The chapter then turns to supervised learning procedures in classifications and discusses first the general procedure of supervised classification, including splitting of the data set into training and test sets, the tuning of the classification algorithm for instance by means of hyperparameters, and the avoidance of the danger of overfitting, for example in classification by neural networks by the early-stop method. Before turning to classification methods using neural networks, the text describes the classical Naïve Bayes approach and decision trees. Subsequently, the relevance of the annotation of training data in supervised learning is taken into account, followed by a brief and illustrative treatment of hidden Markov models and the Viterbi algorithm for the classification of sequences. The chapter too is rounded off by a presentation of the evaluation possibilities of classifications, on the one hand through quantity-based measures such as accuracy, precision, recall, and F1, and on the other hand through neural evaluation methods such as end-to-end learning and transfer learning.
Finally, Chapter 7 is a concluding illustration of the body of knowledge through a detailed description of studies, some from the most current research context such as a study on context volatility. Furthermore, the chapter describes studies on terminology extraction, proper noun search, sentiment analysis, trend analysis and neologisms.

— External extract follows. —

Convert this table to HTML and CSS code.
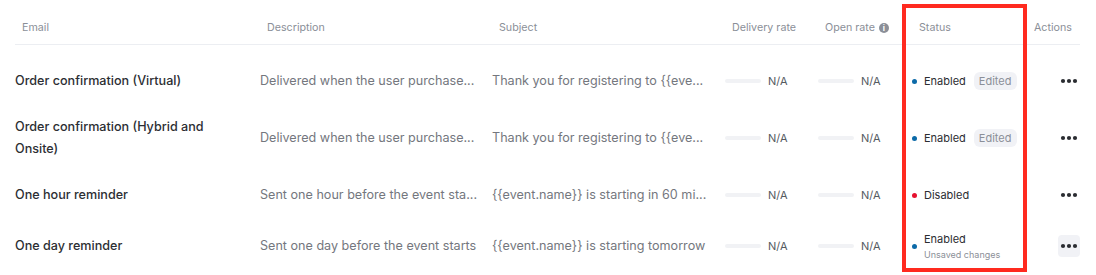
FILE: index.html
```html
<!DOCTYPE html>
<html>
<head>
<meta charset="utf-8">
<link rel="stylesheet" href="styles.css">
</head>
<body>
<div class="page">
  <div class="table">
    <div class="row head">
      <div class="hc">Email</div>
      <div class="hc">Description</div>
      <div class="hc">Subject</div>
      <div class="hc">Delivery rate</div>
      <div class="hc">Open rate <span class="info">i</span></div>
      <div class="hc">Status</div>
      <div class="hc">Actions</div>
    </div>
    <div class="body">
      <div class="row">
        <div class="c email">Order confirmation (Virtual)</div>
        <div class="c muted">Delivered when the user purchase...</div>
        <div class="c muted">Thank you for registering to {{eve...</div>
        <div class="c rate"><span class="bar"></span><span class="na">N/A</span></div>
        <div class="c rate"><span class="bar"></span><span class="na">N/A</span></div>
        <div class="c status"><span class="dot on"></span><span class="label">Enabled</span><span class="badge">Edited</span></div>
        <div class="c act"><span class="more"><svg width="22" height="22" viewBox="0 0 22 22"><circle cx="5" cy="11" r="2.1"/><circle cx="11" cy="11" r="2.1"/><circle cx="17" cy="11" r="2.1"/></svg></span></div>
      </div>
      <div class="row">
        <div class="c email">Order confirmation (Hybrid and Onsite)</div>
        <div class="c muted">Delivered when the user purchase...</div>
        <div class="c muted">Thank you for registering to {{eve...</div>
        <div class="c rate"><span class="bar"></span><span class="na">N/A</span></div>
        <div class="c rate"><span class="bar"></span><span class="na">N/A</span></div>
        <div class="c status"><span class="dot on"></span><span class="label">Enabled</span><span class="badge">Edited</span></div>
        <div class="c act"><span class="more"><svg width="22" height="22" viewBox="0 0 22 22"><circle cx="5" cy="11" r="2.1"/><circle cx="11" cy="11" r="2.1"/><circle cx="17" cy="11" r="2.1"/></svg></span></div>
      </div>
      <div class="row">
        <div class="c email">One hour reminder</div>
        <div class="c muted">Sent one hour before the event sta...</div>
        <div class="c muted">{{event.name}} is starting in 60 mi...</div>
        <div class="c rate"><span class="bar"></span><span class="na">N/A</span></div>
        <div class="c rate"><span class="bar"></span><span class="na">N/A</span></div>
        <div class="c status"><span class="dot off"></span><span class="label">Disabled</span></div>
        <div class="c act"><span class="more"><svg width="22" height="22" viewBox="0 0 22 22"><circle cx="5" cy="11" r="2.1"/><circle cx="11" cy="11" r="2.1"/><circle cx="17" cy="11" r="2.1"/></svg></span></div>
      </div>
      <div class="row">
        <div class="c email">One day reminder</div>
        <div class="c muted">Sent one day before the event starts</div>
        <div class="c muted">{{event.name}} is starting tomorrow</div>
        <div class="c rate"><span class="bar"></span><span class="na">N/A</span></div>
        <div class="c rate"><span class="bar"></span><span class="na">N/A</span></div>
        <div class="c status"><span class="dot on"></span><span class="stack"><span class="label">Enabled</span><span class="sub">Unsaved changes</span></span></div>
        <div class="c act"><span class="more hover"><svg width="22" height="22" viewBox="0 0 22 22"><circle cx="5" cy="11" r="2.1"/><circle cx="11" cy="11" r="2.1"/><circle cx="17" cy="11" r="2.1"/></svg></span></div>
      </div>
    </div>
  </div>
  <div class="highlight"></div>
</div>
</body>
</html>
```

FILE: styles.css
```css
* { box-sizing: border-box; }
html, body { margin: 0; padding: 0; background: #ffffff; }
body {
  font-family: Inter, "Noto Sans", "Liberation Sans", sans-serif;
  color: #26282d;
  width: 1096px;
  height: 275px;
  overflow: hidden;
}
.page { position: relative; padding: 0 16px 0 15px; }
.row {
  display: grid;
  grid-template-columns: 245px 232px 233px 93px 94px 115px 53px;
  align-items: center;
}
.head {
  padding-top: 19px;
  padding-bottom: 7px;
  border-bottom: 1px solid #eceef2;
  height: 45px;
}
.hc {
  font-size: 10.7px;
  line-height: 18px;
  color: #8b8f98;
  padding-left: 7px;
  display: flex;
  align-items: center;
  white-space: nowrap;
}
.info {
  display: inline-flex;
  width: 10px;
  height: 10px;
  border-radius: 50%;
  background: #8b8f98;
  color: #fff;
  font-size: 8px;
  font-weight: 700;
  line-height: 10px;
  justify-content: center;
  margin-left: 4px;
}
.body { padding-top: 13px; }
.body .row { padding: 12px 0; }
.c {
  font-size: 12.6px;
  line-height: 22px;
  white-space: nowrap;
  padding-right: 16px;
}
.email {
  font-weight: 500;
  color: #2c2e33;
  white-space: normal;
  padding-right: 30px;
}
.muted { color: #74777e; }
.rate { display: flex; align-items: center; }
.bar {
  width: 36px;
  height: 4px;
  border-radius: 2px;
  background: #f1f2f5;
  margin-right: 7px;
}
.na { font-size: 11px; color: #555a61; }
.status { display: flex; align-items: center; font-size: 11px; }
.dot {
  width: 5px;
  height: 5px;
  border-radius: 50%;
  margin-right: 7px;
  flex: none;
}
.dot.on { background: #0c6aa8; }
.dot.off { background: #e6112f; }
.label { color: #2b2d32; line-height: 18px; }
.badge {
  margin-left: 8px;
  background: #f1f2f6;
  color: #8b8f98;
  font-size: 11px;
  line-height: 18px;
  padding: 0 5px;
  border-radius: 6px;
}
.stack { display: flex; flex-direction: column; }
.sub { font-size: 9px; line-height: 14px; color: #8b8f98; }
.act { display: flex; justify-content: flex-end; padding-right: 0; }
.more {
  display: flex;
  width: 22px;
  height: 22px;
  border-radius: 4px;
  fill: #2a2c31;
}
.more.hover { background: #f1f2f6; }
.highlight {
  position: absolute;
  left: 902px;
  top: 4px;
  width: 125px;
  height: 268px;
  border: 4px solid #ff2a1f;
}
```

In summary, this work offers a didactically excellent, comprehensive presentation of the state-of-the-art in text mining and information retrieval. The book is equally applicable as seminar and lecture material as well as for self-study. The target groups are novices as well as professionals in the field of automatic language processing.
Works Cited
Biemann, Heyer, and Quasthoff 2022 Biemann, C., Heyer, G. and Quasthoff, U. (2022) Wissensrohstoff Text: Eine Einführung in das Text Mining. Revised Second Edition. Springer Vieweg Wiesbaden.